Le plafonnement du prix du gaz revient ces derniers temps tel un leitmotiv dans les bouches des responsables de pays européens. Le dernier en date à aborder ce sujet n'est autre que l'ancien patron de la société italienne ENI, Paolo Scaroni, qui a déclaré dans une interview au groupe italien GEA qu'il est «possible de plafonner le prix du gaz algérien». Tant de présidents et de responsables au sein de l'Union européenne l'ont devancé sur ce registre, mais aucun d'entre eux n'est allé jusqu'à dire que c'est possible de plafonner les prix du gaz. On a discuté de ce plafonnement au sein de l'UE, on a envisagé des achats groupés de gaz pour influer sur les prix, mais sans jamais avoir cette assurance de l'ancien DG de la société, versé aujourd'hui dans l'industrie du football.

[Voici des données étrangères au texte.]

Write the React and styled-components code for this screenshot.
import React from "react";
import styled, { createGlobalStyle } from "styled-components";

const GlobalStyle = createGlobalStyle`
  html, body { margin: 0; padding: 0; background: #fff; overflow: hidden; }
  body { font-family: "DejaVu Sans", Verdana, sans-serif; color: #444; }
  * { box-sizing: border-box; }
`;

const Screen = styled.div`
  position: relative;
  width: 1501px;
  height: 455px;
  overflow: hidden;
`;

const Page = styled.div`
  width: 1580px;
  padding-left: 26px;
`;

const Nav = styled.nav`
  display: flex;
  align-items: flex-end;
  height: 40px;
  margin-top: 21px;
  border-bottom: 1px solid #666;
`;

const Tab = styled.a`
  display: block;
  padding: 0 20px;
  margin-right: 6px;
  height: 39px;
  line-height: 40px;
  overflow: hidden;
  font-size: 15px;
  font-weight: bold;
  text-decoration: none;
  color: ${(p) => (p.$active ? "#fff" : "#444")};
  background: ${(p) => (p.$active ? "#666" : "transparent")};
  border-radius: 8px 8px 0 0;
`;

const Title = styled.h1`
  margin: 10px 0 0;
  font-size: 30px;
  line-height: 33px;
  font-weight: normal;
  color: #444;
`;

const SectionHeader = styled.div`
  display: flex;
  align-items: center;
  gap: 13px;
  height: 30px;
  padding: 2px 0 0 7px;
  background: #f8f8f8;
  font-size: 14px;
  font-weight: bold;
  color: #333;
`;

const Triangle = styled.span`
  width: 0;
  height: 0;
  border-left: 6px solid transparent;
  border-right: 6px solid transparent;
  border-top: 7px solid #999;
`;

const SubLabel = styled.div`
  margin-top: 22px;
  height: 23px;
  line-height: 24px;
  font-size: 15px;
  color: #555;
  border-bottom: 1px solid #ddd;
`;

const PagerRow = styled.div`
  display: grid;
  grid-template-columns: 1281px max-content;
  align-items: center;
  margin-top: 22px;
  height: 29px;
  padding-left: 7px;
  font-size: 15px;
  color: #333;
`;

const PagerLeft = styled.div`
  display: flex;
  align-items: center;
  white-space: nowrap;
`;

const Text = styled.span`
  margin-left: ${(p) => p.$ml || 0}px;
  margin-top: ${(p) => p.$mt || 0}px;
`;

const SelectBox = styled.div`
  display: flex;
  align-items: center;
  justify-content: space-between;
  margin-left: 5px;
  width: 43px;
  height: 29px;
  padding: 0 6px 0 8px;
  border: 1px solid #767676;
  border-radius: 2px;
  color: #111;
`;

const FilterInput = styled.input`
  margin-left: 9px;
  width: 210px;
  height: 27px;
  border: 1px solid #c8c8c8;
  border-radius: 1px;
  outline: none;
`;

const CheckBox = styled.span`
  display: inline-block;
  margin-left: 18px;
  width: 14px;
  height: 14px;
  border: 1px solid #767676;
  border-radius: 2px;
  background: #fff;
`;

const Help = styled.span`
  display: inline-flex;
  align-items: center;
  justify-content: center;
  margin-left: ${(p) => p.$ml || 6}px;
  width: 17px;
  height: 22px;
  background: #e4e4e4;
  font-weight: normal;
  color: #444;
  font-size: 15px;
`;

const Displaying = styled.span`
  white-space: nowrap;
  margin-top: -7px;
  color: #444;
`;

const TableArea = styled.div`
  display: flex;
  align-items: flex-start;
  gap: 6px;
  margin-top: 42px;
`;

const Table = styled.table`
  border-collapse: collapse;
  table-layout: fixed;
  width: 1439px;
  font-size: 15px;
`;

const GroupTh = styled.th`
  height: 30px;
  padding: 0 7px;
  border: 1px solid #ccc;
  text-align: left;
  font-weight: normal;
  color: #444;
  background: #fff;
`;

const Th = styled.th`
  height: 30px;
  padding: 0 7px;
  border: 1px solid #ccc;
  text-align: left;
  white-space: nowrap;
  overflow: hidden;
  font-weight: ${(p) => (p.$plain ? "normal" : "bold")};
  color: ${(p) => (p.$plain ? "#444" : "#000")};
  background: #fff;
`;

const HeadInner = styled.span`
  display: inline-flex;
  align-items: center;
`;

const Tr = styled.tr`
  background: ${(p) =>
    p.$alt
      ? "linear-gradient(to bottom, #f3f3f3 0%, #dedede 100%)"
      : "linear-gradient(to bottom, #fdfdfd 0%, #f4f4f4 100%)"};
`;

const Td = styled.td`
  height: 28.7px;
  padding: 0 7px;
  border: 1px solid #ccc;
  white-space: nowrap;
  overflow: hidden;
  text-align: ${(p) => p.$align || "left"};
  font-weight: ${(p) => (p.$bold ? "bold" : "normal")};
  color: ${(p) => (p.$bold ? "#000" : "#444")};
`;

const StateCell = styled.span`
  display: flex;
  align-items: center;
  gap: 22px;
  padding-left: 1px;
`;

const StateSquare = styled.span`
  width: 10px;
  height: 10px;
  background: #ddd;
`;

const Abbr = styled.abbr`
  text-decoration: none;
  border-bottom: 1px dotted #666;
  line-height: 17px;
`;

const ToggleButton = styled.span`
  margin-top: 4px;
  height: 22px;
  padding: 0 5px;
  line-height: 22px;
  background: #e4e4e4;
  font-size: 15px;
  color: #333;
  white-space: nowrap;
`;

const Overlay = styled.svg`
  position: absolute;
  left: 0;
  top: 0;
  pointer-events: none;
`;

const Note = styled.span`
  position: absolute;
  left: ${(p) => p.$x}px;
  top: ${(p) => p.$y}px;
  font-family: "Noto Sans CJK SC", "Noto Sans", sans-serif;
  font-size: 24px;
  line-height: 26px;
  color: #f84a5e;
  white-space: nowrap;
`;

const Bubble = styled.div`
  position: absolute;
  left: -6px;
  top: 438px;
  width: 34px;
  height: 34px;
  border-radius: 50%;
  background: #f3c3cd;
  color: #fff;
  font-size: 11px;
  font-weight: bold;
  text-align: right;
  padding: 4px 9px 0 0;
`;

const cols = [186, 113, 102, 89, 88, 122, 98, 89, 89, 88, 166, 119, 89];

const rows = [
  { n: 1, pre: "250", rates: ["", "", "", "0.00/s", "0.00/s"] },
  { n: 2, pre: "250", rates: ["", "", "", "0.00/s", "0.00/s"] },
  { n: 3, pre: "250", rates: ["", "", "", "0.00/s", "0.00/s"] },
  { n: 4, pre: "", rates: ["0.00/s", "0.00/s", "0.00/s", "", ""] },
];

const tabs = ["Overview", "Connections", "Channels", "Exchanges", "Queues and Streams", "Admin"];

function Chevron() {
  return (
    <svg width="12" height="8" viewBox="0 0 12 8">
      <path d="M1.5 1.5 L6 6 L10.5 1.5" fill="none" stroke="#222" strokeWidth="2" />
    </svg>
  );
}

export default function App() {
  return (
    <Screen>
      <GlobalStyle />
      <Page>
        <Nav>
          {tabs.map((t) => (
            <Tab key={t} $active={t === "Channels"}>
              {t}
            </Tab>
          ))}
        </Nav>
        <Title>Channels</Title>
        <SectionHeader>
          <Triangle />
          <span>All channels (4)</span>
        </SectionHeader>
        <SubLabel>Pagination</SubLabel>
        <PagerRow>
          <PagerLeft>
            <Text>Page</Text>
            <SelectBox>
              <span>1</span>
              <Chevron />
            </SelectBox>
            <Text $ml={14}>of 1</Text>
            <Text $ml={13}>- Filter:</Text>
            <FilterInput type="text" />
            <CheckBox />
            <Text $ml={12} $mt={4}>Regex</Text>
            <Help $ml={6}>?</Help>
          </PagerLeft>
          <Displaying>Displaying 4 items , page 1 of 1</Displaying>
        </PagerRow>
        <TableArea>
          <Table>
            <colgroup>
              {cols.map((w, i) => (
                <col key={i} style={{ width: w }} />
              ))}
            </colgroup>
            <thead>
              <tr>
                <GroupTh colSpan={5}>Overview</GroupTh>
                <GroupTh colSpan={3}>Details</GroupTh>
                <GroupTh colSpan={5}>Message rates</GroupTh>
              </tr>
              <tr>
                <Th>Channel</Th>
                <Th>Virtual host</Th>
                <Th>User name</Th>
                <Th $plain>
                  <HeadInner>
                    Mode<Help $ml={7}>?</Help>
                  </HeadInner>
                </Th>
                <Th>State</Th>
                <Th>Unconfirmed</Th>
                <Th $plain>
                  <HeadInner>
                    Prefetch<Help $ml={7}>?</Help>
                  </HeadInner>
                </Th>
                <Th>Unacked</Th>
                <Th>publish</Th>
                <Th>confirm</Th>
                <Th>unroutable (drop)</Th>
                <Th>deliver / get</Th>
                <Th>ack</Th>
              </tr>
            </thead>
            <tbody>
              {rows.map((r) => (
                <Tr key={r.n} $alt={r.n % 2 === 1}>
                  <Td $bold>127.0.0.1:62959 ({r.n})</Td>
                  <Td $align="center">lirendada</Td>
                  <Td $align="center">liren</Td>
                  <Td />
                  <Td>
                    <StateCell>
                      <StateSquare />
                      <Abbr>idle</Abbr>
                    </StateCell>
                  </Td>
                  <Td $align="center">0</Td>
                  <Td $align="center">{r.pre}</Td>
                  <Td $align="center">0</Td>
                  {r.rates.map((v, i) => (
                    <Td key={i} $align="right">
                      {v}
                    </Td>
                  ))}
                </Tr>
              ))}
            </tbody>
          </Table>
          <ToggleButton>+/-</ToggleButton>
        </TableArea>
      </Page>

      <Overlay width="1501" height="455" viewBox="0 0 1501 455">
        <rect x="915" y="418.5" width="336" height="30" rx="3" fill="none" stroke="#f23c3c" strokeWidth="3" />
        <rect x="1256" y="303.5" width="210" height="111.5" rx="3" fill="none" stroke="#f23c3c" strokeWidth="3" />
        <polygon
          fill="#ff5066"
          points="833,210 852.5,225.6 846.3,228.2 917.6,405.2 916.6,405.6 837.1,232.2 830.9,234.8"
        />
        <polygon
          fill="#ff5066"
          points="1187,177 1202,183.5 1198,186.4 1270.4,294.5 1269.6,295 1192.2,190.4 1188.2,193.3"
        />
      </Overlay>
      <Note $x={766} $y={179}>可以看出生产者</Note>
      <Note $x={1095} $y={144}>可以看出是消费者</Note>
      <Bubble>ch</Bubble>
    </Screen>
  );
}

Comment est-il possible de plafonner le prix du gaz ? Selon Scaroni, le gaz sur lequel l'Italie peut fixer un prix plafond est celui qui arrive par quatre (4) gazoducs, ceux de la Norvège, de l'Algérie, de la Libye et de l'Azerbaïdjan. Parce que ces pays ne peuvent vendre du gaz que pour le continent européen. «A qui vendraient-ils leur gaz si l'Europe ne l'achète pas ?», laisse entendre en filigrane Scaroni. En d'autres termes, ces quatre pays seront obligés de plafonner le prix du gaz livré à leur seul client l'Europe sinon ils ne trouveraient pas acheteur. Si c'est ainsi, pourquoi alors les prix du gaz ont enregistré une flambée inédite sur le marché mondial ? L'Europe n'avait pas du tout besoin de penser au plafonnement du prix du gaz quand la Russie inondait l'Europe en gaz à des prix impossibles à concurrencer par les quatre pays en question. C'était un temps où ces pays gardaient une grande partie de leur production en gaz pour la consommation interne ou la vendaient au rabais, à cause des prix relativement bas pratiqués par la Russie. Ce dernier pays ne voulait pas d'une Opep du gaz, tellement le marché européen lui appartenait de fait.

Les choses ont changé, et aujourd'hui l'Europe se détourne de son ancien ravitailleur en gaz, lorgnant de nouvelles pistes pour s'approvisionner auprès de ces mêmes pays qu'ils ont ignoré à un certain degré quand la Russie était là pour leur assurer tout le gaz dont ils avaient besoin. Ce que Sacroni a oublié c'est que l'Europe ne s'est pas tournée vers le gaz algérien, libyen et azerbaïdjanais pour faire plaisir à ces pays, mais bien dans la contrainte. Mais, il faut bien croire que Scaroni, qui a toujours milité pour un prix du gaz au rabais, en temps de guerre ou de paix, a quelque part ses secrets.

En 2013, quand il était à la tête d'ENI, il a menacé de recourir à une procédure d'arbitrage international contre la Sonatrach et les Russes de Gazprom face à leur refus de revoir à la baisse les prix du gaz vendu au groupe italien. Mais, si on peut comprendre qu'il y a près de dix ans, il ne faisait que défendre sa société, que pourrait-il gagner aujourd'hui qu'il est loin de cette responsabilité en militant pour un plafonnement du prix du gaz ? En Italie, la bataille est rude pour trouver un successeur à l'ex-Premier ministre, Mario Draghi, et la politique prend souvent des voies insondables.